Listed records
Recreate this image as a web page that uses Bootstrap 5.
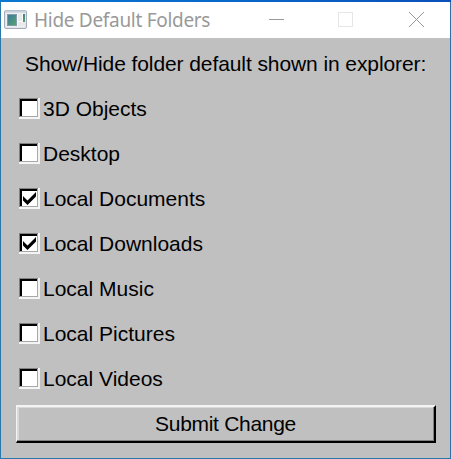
--
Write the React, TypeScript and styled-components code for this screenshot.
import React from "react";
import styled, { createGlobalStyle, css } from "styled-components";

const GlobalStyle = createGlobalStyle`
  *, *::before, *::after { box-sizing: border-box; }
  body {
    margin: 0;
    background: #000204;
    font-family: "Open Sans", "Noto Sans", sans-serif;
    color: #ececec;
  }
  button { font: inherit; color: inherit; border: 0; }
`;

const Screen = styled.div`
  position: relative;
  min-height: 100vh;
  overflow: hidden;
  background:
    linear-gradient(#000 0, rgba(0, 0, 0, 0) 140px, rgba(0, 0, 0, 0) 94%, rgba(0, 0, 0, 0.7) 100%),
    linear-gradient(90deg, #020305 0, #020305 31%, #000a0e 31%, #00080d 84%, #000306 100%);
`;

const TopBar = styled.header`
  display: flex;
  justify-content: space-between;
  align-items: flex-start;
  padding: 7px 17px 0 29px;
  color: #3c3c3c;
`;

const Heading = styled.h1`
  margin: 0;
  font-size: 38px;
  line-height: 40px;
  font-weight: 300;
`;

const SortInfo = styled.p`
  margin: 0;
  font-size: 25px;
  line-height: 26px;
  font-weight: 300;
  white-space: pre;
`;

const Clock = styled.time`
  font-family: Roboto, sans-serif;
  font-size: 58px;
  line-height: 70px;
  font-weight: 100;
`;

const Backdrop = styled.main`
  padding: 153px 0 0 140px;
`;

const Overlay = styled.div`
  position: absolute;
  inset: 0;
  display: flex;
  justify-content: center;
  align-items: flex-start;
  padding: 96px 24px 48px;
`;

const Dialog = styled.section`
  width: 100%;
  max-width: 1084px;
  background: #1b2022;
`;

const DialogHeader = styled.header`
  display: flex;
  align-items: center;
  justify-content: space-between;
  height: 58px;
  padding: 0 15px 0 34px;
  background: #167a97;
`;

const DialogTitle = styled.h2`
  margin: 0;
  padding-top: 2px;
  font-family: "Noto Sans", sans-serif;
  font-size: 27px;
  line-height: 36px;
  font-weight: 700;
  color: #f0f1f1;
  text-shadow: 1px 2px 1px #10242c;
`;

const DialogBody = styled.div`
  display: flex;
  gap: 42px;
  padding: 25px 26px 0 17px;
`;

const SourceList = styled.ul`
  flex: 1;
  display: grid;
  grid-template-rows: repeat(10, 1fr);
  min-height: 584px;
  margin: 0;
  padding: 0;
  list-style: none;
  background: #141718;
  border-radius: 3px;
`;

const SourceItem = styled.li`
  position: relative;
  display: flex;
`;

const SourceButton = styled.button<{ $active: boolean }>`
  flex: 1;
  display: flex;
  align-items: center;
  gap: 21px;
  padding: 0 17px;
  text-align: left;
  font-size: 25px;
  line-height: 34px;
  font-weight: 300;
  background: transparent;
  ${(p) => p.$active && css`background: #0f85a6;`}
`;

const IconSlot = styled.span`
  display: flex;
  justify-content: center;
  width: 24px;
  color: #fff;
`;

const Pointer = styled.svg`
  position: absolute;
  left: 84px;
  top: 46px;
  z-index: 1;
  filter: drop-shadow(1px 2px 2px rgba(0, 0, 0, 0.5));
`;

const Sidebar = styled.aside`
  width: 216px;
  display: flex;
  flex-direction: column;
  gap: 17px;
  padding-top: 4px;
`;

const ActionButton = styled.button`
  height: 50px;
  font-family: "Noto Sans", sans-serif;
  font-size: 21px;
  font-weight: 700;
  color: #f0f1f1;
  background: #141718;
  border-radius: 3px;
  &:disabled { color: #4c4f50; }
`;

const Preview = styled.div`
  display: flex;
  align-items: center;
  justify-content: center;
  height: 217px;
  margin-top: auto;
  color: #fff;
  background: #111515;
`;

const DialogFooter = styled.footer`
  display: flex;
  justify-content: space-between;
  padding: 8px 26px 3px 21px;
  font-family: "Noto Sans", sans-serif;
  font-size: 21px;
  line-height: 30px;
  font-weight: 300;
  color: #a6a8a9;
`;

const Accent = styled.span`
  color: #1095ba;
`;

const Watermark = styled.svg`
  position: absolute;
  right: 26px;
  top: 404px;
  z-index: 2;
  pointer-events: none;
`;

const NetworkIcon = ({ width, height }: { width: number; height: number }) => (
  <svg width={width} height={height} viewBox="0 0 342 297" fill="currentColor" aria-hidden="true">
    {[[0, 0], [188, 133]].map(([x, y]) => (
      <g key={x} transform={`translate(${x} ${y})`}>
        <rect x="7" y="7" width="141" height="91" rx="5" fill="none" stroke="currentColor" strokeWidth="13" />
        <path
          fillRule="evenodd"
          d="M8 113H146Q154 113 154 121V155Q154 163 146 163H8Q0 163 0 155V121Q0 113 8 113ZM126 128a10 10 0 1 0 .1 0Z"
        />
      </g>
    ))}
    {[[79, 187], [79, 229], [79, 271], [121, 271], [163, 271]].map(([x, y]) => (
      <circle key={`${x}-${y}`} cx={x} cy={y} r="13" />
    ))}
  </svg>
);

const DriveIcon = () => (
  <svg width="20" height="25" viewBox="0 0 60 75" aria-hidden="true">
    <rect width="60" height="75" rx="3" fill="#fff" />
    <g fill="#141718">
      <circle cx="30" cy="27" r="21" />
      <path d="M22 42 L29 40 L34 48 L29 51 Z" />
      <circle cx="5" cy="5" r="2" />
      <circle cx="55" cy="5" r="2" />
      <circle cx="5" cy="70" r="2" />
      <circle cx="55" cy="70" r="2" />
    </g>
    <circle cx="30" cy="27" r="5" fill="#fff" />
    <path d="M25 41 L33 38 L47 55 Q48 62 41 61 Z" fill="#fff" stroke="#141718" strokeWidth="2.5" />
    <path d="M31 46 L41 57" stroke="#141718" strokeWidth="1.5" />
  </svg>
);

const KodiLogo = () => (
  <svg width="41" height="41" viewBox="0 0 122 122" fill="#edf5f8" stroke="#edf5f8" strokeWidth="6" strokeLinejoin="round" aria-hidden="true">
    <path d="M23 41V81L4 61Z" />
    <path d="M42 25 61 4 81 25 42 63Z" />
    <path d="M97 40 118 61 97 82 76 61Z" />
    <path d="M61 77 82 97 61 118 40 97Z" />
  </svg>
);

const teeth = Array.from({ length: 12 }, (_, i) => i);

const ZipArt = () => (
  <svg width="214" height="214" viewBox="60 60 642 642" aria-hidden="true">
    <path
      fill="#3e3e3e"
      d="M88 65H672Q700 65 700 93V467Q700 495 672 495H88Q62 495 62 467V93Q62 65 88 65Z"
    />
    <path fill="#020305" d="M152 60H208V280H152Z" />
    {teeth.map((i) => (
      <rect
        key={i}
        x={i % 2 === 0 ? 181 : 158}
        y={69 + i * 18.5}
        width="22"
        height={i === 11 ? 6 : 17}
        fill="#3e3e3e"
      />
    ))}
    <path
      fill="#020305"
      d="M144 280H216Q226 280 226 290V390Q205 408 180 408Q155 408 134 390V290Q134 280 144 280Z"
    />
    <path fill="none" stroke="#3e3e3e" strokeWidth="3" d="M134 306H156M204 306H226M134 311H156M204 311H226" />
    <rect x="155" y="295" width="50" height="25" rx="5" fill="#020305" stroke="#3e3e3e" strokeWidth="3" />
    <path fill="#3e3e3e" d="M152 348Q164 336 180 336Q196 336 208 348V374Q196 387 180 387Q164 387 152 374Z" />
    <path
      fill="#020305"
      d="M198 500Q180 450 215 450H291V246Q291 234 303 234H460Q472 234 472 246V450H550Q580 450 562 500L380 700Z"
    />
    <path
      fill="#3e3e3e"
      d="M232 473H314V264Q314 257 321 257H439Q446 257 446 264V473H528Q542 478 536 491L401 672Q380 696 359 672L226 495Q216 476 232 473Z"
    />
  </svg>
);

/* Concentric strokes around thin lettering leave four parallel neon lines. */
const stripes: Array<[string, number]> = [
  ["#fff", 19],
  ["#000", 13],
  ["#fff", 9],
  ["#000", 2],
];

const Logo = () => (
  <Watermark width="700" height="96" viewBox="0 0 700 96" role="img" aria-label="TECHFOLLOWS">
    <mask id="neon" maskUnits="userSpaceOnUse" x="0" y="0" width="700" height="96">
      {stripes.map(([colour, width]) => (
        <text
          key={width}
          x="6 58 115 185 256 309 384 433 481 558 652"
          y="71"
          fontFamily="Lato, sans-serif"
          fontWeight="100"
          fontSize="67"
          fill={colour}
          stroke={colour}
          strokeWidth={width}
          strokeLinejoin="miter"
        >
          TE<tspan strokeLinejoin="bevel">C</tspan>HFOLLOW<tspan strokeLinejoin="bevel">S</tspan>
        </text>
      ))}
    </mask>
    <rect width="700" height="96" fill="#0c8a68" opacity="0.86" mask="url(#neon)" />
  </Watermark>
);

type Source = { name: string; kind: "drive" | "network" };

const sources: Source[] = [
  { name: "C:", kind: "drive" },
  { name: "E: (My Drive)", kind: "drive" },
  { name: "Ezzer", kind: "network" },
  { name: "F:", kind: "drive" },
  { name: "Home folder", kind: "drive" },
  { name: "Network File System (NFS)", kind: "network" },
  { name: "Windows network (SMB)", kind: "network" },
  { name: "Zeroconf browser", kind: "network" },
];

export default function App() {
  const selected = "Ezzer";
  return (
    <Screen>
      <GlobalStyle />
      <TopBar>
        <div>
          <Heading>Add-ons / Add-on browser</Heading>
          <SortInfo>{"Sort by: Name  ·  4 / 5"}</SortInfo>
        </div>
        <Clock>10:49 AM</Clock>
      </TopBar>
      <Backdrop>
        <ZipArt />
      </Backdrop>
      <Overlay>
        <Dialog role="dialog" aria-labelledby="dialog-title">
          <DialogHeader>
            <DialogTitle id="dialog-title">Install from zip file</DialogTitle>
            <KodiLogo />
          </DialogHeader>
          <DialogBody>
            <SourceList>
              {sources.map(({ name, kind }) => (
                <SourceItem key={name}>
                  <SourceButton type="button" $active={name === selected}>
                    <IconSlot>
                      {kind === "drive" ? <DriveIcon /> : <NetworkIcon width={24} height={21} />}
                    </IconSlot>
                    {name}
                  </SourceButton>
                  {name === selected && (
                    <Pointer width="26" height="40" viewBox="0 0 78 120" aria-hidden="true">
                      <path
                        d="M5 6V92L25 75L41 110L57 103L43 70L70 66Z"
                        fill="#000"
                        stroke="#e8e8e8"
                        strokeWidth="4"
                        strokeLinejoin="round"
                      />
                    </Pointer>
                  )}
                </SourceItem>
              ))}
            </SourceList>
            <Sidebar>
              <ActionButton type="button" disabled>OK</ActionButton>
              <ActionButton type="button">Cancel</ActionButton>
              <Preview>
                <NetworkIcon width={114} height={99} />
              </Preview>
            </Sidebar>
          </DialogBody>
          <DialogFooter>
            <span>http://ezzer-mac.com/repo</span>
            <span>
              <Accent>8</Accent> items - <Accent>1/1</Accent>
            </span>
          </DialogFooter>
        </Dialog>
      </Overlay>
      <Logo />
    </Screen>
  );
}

Brief
Return only those lines of the records that contain the string "React".

Task result
Write the React, TypeScript and styled-components code for this screenshot.
import React from "react";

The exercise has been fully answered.